(Dataset items)
--- Start ---
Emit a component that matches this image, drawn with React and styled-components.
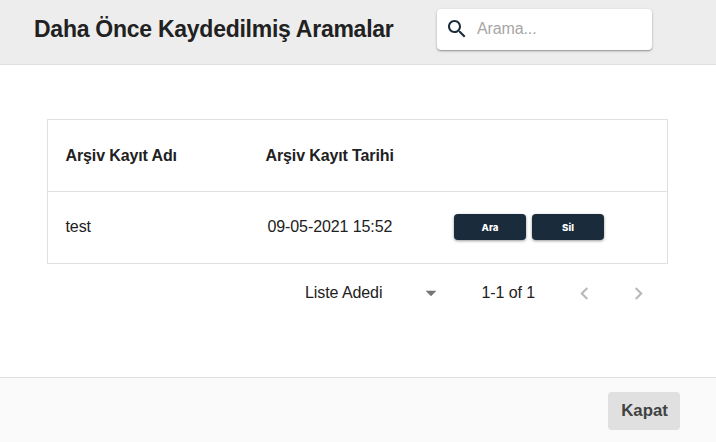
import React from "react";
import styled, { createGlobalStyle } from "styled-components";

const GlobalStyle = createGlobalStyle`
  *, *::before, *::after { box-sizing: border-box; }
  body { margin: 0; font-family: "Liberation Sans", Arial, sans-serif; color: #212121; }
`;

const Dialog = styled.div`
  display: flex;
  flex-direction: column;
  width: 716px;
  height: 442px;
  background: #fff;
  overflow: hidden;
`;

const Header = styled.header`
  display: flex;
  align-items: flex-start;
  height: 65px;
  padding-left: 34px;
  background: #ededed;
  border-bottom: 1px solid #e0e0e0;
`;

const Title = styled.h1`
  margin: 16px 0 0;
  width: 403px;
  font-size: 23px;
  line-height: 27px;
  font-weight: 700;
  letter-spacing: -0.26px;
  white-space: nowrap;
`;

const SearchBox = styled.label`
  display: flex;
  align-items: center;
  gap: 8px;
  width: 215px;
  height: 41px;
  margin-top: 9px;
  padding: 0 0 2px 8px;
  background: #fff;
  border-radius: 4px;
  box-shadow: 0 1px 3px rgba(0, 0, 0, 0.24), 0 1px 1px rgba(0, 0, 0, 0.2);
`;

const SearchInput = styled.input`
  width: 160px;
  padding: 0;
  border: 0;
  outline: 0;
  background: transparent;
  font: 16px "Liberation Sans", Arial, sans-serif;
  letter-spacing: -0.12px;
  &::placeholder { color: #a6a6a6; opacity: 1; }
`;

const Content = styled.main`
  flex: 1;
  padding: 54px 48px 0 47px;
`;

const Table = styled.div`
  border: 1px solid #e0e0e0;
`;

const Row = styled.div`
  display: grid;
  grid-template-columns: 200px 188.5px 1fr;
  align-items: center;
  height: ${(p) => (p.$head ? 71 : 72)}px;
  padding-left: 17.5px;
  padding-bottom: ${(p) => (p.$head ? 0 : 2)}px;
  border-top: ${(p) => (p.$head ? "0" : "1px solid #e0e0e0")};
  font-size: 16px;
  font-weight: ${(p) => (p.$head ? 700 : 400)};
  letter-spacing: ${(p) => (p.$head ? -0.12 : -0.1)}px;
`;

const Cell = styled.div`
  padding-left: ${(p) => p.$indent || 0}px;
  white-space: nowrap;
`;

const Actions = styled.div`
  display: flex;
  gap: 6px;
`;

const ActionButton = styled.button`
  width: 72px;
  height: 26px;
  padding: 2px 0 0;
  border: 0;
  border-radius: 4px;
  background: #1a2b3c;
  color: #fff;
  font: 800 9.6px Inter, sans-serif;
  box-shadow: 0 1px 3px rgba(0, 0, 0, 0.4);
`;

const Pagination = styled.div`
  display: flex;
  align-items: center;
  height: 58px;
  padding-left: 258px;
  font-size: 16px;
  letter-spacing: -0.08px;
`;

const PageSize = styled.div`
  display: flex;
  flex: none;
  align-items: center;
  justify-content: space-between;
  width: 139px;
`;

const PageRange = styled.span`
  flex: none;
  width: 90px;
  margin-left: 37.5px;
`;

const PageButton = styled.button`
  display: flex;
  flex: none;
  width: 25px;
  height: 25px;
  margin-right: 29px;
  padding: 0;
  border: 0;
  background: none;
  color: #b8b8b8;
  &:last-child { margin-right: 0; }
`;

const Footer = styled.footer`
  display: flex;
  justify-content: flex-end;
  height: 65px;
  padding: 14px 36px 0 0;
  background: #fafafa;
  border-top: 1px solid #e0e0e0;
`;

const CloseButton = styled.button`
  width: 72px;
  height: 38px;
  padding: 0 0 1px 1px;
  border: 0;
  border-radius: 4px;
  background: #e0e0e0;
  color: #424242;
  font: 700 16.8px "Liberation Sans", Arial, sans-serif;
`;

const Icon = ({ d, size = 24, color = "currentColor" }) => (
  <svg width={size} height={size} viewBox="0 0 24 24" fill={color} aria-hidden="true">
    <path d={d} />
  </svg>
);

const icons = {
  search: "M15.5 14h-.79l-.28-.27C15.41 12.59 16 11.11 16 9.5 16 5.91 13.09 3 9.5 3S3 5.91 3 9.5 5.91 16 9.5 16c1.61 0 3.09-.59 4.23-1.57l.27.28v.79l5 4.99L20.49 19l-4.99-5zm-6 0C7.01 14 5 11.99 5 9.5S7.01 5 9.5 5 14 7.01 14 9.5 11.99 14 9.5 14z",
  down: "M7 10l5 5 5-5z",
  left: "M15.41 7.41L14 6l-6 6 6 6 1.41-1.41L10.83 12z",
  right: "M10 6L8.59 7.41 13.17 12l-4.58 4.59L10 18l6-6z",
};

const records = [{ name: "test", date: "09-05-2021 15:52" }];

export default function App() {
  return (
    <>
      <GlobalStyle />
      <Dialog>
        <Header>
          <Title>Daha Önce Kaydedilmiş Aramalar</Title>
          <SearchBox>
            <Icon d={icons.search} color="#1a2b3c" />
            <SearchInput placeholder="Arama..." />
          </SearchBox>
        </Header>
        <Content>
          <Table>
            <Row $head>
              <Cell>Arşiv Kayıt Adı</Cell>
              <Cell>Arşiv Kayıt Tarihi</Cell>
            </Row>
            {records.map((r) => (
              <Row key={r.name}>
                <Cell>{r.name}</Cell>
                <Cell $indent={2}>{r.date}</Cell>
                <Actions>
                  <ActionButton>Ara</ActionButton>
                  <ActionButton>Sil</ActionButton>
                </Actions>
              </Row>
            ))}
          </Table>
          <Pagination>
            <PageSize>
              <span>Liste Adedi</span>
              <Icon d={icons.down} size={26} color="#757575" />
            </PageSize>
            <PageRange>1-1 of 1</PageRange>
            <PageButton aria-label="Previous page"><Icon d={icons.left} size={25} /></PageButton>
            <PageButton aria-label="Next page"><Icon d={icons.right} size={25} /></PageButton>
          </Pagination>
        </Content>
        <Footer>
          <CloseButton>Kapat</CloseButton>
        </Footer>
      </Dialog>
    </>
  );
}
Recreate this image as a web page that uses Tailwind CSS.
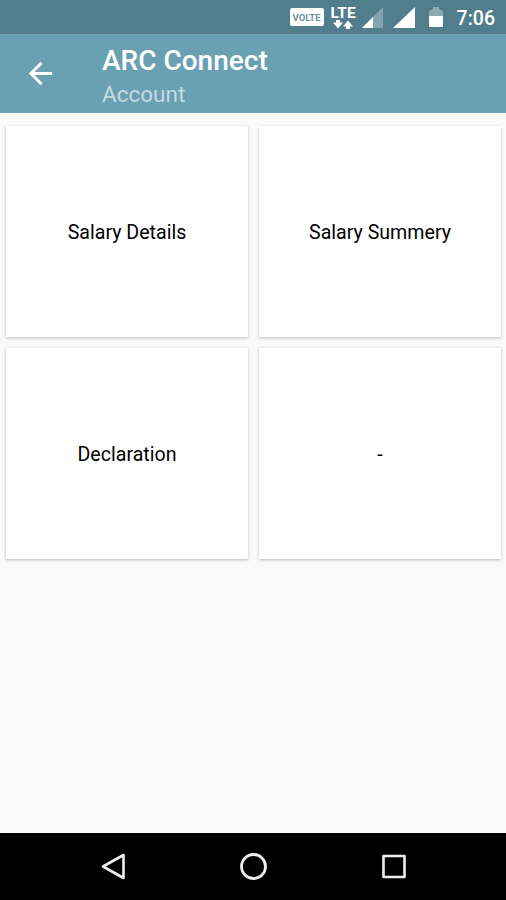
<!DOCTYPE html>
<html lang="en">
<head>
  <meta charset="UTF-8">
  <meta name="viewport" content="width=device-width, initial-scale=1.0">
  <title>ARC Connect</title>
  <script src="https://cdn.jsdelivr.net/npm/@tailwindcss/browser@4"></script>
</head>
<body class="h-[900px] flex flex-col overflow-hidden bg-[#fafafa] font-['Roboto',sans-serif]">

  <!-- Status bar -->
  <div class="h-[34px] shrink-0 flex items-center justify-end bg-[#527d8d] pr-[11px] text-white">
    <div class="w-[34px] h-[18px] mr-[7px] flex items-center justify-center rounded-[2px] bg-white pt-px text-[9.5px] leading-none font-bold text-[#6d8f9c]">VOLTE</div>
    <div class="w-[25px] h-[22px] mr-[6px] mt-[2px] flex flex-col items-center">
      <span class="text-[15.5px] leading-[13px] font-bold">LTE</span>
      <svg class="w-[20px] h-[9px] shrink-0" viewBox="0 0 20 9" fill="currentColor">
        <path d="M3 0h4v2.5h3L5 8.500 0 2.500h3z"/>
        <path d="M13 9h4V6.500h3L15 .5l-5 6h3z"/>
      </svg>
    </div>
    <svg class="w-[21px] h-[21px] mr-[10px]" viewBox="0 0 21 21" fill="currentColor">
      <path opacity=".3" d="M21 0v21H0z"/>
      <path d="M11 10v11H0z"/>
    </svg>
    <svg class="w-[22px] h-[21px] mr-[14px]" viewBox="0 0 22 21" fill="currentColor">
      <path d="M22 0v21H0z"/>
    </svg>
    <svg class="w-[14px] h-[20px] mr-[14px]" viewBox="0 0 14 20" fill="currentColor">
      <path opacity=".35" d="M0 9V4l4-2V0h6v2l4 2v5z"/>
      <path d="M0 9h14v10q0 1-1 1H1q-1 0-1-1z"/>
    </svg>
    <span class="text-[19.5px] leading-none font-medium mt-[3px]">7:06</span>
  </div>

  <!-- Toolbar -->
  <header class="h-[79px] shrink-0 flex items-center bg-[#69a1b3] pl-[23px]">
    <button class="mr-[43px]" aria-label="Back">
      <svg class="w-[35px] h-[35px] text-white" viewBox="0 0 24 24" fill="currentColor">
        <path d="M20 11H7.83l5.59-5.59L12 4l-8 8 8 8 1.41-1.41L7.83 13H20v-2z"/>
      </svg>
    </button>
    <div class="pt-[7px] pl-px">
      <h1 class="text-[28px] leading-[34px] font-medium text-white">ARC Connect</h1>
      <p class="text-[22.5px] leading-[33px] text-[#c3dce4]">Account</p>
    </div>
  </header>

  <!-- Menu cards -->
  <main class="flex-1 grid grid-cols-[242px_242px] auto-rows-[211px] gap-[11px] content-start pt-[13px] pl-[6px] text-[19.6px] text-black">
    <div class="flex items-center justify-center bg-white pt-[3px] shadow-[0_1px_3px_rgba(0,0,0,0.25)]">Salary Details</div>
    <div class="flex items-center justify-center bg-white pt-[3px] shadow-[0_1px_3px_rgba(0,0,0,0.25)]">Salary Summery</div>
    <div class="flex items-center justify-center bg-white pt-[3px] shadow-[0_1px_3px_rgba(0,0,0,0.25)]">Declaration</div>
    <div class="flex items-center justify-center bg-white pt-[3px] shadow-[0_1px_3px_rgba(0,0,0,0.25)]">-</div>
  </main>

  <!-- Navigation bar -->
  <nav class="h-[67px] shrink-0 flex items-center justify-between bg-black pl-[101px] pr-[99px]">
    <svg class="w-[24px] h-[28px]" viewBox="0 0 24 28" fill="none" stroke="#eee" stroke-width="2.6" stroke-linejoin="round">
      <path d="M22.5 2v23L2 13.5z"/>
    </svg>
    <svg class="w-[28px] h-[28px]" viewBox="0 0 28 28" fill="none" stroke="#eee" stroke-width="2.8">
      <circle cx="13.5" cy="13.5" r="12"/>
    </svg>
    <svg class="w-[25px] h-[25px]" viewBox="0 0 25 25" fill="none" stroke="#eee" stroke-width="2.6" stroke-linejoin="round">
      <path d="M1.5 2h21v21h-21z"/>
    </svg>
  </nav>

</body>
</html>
--- End ---
Exactly the lines starting at the line containing "Recreate this image" and ending at the line containing "flex flex-col overflow-hidden" should be transcribed, both included; omit the pictures.

Full response —
Recreate this image as a web page that uses Tailwind CSS.
<!DOCTYPE html>
<html lang="en">
<head>
  <meta charset="UTF-8">
  <meta name="viewport" content="width=device-width, initial-scale=1.0">
  <title>ARC Connect</title>
  <script src="https://cdn.jsdelivr.net/npm/@tailwindcss/browser@4"></script>
</head>
<body class="h-[900px] flex flex-col overflow-hidden bg-[#fafafa] font-['Roboto',sans-serif]">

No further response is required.